Member of the Kansas House of Representatives from the 105th district
- Incumbent
- Assumed office January 13, 2025
- Preceded by: Brenda Landwehr

Personal details
- Party: Republican
- Profession: account executive
- Website: jillwardforkansas.com

= Jill Ward =

American politician

Jill Ward is an American politician from Kansas who currently represents the 105th district of the Kansas House of Representatives. She is a Republican.

==Biography==
Ward is a life-long resident of Wichita and worked as an account executive for a distributor of facility supplies.

===State representative===
Incumbent Republican Brenda Landwehr announced she would be retiring with Ward facing off against David Hickman in the Republican primaries.

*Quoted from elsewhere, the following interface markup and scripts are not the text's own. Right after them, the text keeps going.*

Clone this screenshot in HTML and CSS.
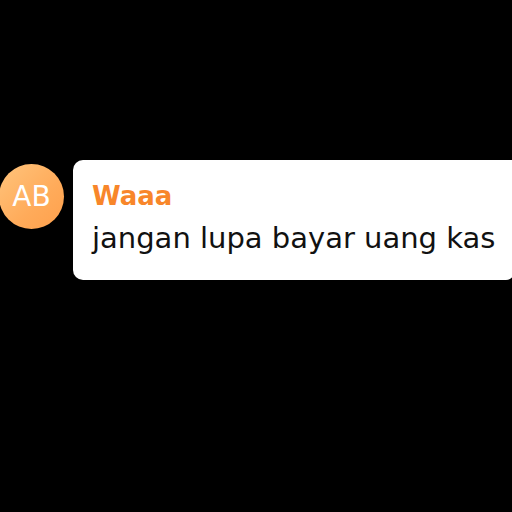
FILE: index.html
```html
<!DOCTYPE html>
<html>
<head>
<meta charset="utf-8">
<link rel="stylesheet" href="styles.css">
</head>
<body>
<div class="stage">
  <div class="message">
    <div class="avatar">AB</div>
    <div class="bubble">
      <div class="name">Waaa</div>
      <div class="text">jangan lupa bayar uang kas</div>
    </div>
  </div>
</div>
</body>
</html>
```

FILE: styles.css
```css
html, body {
  margin: 0;
  padding: 0;
  background: #000;
  width: 512px;
  height: 512px;
  overflow: hidden;
}
.stage {
  padding-top: 160px;
  font-family: "DejaVu Sans", sans-serif;
}
.message {
  display: flex;
  align-items: flex-start;
  gap: 9px;
  margin-left: -1px;
}
.avatar {
  flex: none;
  width: 65px;
  height: 65px;
  margin-top: 4px;
  border-radius: 50%;
  background: linear-gradient(135deg, #ffc47c 0%, #ffab5a 60%, #ffa04c 100%);
  color: #fff;
  font-size: 28px;
  display: flex;
  align-items: center;
  justify-content: center;
}
.bubble {
  flex: none;
  width: 441px;
  height: 120px;
  box-sizing: border-box;
  background: #fff;
  border-radius: 10px 0 8px 10px;
  padding: 21px 0 0 19px;
}
.name {
  color: #f8862a;
  font-weight: bold;
  font-size: 26px;
  line-height: 30px;
}
.text {
  color: #111;
  font-size: 29px;
  line-height: 36px;
  margin-top: 9px;
}
```
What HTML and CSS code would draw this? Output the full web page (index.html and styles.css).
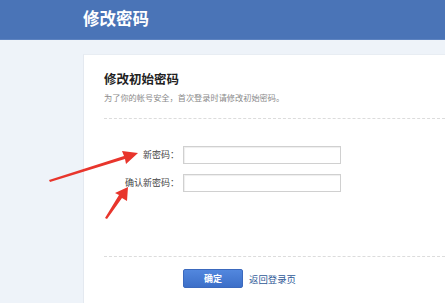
FILE: index.html
```html
<!DOCTYPE html>
<html lang="zh-CN">
<head>
<meta charset="utf-8">
<title>修改密码</title>
<link rel="stylesheet" href="styles.css">
</head>
<body>
<header class="topbar"><h1 class="topbar-title">修改密码</h1></header>
<main class="main">
  <section class="card">
    <h2 class="card-title">修改初始密码</h2>
    <p class="card-sub">为了你的帐号安全，首次登录时请修改初始密码。</p>
    <div class="divider"></div>
    <form class="form">
      <label class="form-label" for="p1">新密码：</label>
      <input class="form-input" id="p1" type="password">
      <label class="form-label" for="p2">确认新密码：</label>
      <input class="form-input" id="p2" type="password">
    </form>
    <div class="divider divider-bottom"></div>
    <div class="actions">
      <button class="btn" type="button">确定</button>
      <a class="back-link" href="#">返回登录页</a>
    </div>
  </section>
</main>
<svg class="annot" width="445" height="303" viewBox="0 0 445 303">
  <path d="M49 180 L124 156 L122 151 L138 153 L126 164 L125 159 L50 182 Z" fill="#e8352c"/>
  <path d="M105 218 L119 195 L115 193 L128 187 L127 201 L122 198 L107 219 Z" fill="#e8352c"/>
</svg>
</body>
</html>
```
FILE: styles.css
```css
* { box-sizing: border-box; }
html, body { margin: 0; padding: 0; }
body {
  width: 445px;
  height: 303px;
  overflow: hidden;
  background: #eef3f9;
  font-family: "Noto Sans CJK SC", "Noto Sans", sans-serif;
  position: relative;
}
.topbar {
  height: 40px;
  background: #4a74b7;
  display: flex;
  align-items: center;
  padding-left: 83px;
  border-bottom: 1px solid #5d83c0;
}
.topbar-title {
  margin: 0;
  color: #fff;
  font-size: 16.5px;
  font-weight: 700;
  line-height: 20px;
  padding-bottom: 4px;
}
.main {
  padding: 14px 0 0 83px;
}
.card {
  background: #fff;
  height: 260px;
  padding: 16px 0 0 20px;
  border-left: 1px solid #e4e9f0;
  border-top: 1px solid #e8edf3;
}
.card-title {
  margin: 0;
  font-size: 12.5px;
  line-height: 16px;
  font-weight: 700;
  color: #222;
}
.card-sub {
  margin: 4px 0 0;
  font-size: 8.2px;
  line-height: 12px;
  color: #8a8a8a;
}
.divider {
  margin-top: 15px;
  border-top: 1px dashed #dcdcdc;
}
.form {
  display: grid;
  grid-template-columns: 75px 158px;
  column-gap: 4px;
  row-gap: 10px;
  align-items: center;
  margin-top: 27px;
}
.form-label {
  text-align: right;
  font-size: 9px;
  color: #444;
  line-height: 12px;
}
.form-input {
  width: 158px;
  height: 18px;
  border: 1px solid #d0d0d0;
  box-shadow: inset 1px 1px 1px #eee;
  padding: 0 4px;
  font-size: 9px;
  outline: none;
  margin: 0;
}
.divider-bottom {
  margin-top: 64px;
}
.actions {
  display: flex;
  align-items: center;
  margin-top: 12px;
  padding-left: 79px;
  gap: 6px;
}
.btn {
  width: 60px;
  height: 19px;
  border: 1px solid #3b69bd;
  border-radius: 2px;
  background: linear-gradient(#5287de, #3c6fc8);
  color: #fff;
  font-family: inherit;
  font-size: 9px;
  font-weight: 700;
  padding: 0;
  line-height: 17px;
}
.back-link {
  font-size: 9.4px;
  color: #2e5897;
  text-decoration: none;
  line-height: 12px;
}
.annot {
  position: absolute;
  left: 0;
  top: 0;
  pointer-events: none;
}
```
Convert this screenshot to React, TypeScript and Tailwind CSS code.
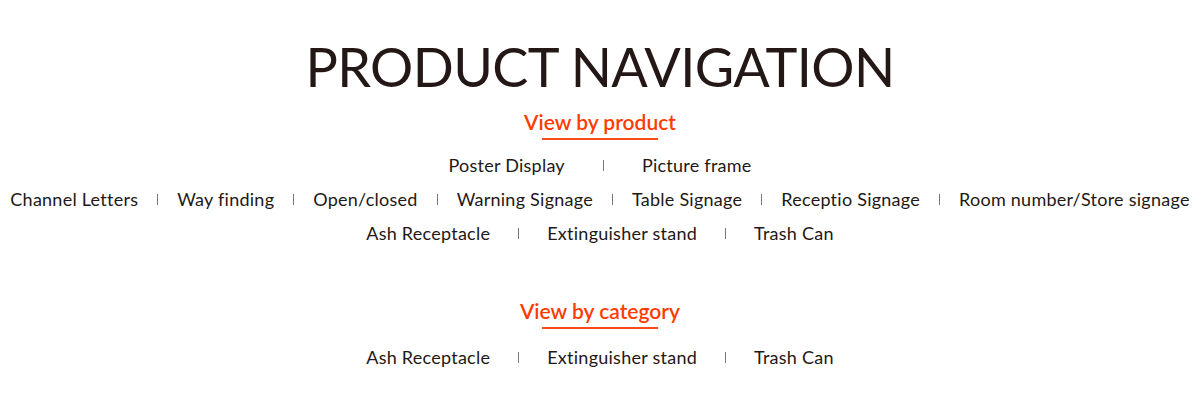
const productRows: { items: string[]; gap: string }[] = [
  { items: ["Poster Display", "Picture frame"], gap: "gap-x-[38px]" },
  {
    items: [
      "Channel Letters",
      "Way finding",
      "Open/closed",
      "Warning Signage",
      "Table Signage",
      "Receptio Signage",
      "Room number/Store signage",
    ],
    gap: "gap-x-[19px]",
  },
  { items: ["Ash Receptacle", "Extinguisher stand", "Trash Can"], gap: "gap-x-[28px]" },
]

const categoryRow = ["Ash Receptacle", "Extinguisher stand", "Trash Can"]

function NavRow({ items, gap }: { items: string[]; gap: string }) {
  return (
    <div className={`flex items-center justify-center ${gap} h-[34px]`}>
      {items.map((item, i) => (
        <div key={item} className={`flex items-center ${gap}`}>
          {i > 0 && <span className="w-px h-[11px] bg-[#777]" />}
          <a className="text-[18px] tracking-[0.25px] text-[#231815] whitespace-nowrap cursor-pointer">{item}</a>
        </div>
      ))}
    </div>
  )
}

function SectionTitle({ children }: { children: string }) {
  return (
    <div className="flex flex-col items-center">
      <h3 className="text-[21px] font-semibold text-[#ff3c00] leading-[24px]">{children}</h3>
      <span className="mt-[4px] w-[116px] h-[2px] bg-[#ff4a1a]" />
    </div>
  )
}

export default function App() {
  return (
    <div className="w-[1200px] h-[400px] bg-white font-['Lato',sans-serif] flex flex-col items-center pt-[37px]">
      <h1 className="text-[54px] leading-[60px] text-[#231815] tracking-[-0.6px]">PRODUCT NAVIGATION</h1>
      <div className="mt-[13px]">
        <SectionTitle>View by product</SectionTitle>
      </div>
      <div className="mt-[8px] flex flex-col">
        {productRows.map((row, i) => (
          <NavRow key={i} items={row.items} gap={row.gap} />
        ))}
      </div>
      <div className="mt-[49px]">
        <SectionTitle>View by category</SectionTitle>
      </div>
      <div className="mt-[11px]">
        <NavRow items={categoryRow} gap="gap-x-[28px]" />
      </div>
    </div>
  )
}
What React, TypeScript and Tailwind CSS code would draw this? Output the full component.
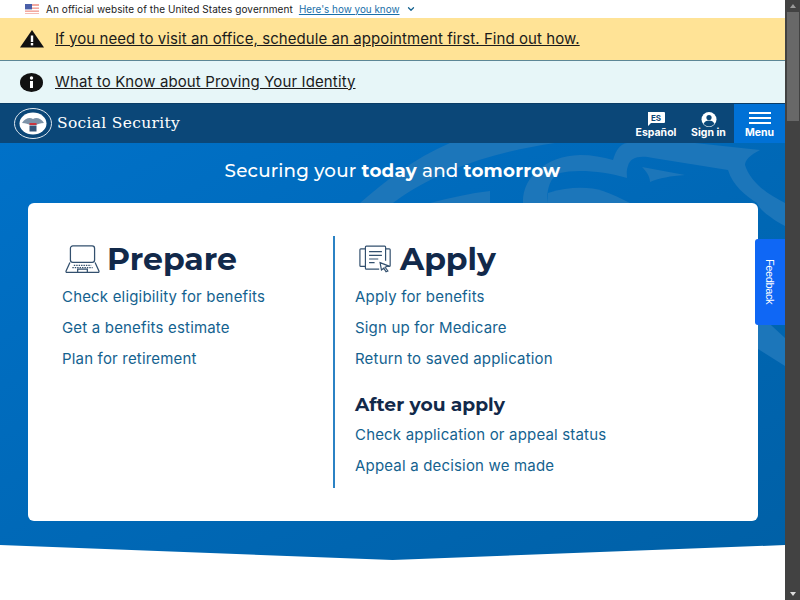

Ward centered her campaign on not being a career politician and supporting small business, while Hickman, a pastor with master's degrees in Bible psychology and Christian education ran a more conservative campaign. Ward would win with 949 votes to Hickman's 524 to face off against Democrat John Burke.

Burke, who earned a master's degree from the University of Arizona and a Ph.D. from Kansas State University worked as the superintendent of the Haysville School District and worked as an adjunct professor at several universities. Ward would beat Burke with 5,258 votes (59%) to Burke's 3,654 (41%).

==Personal life==
Jill is married to Todd Wolters and is a Catholic.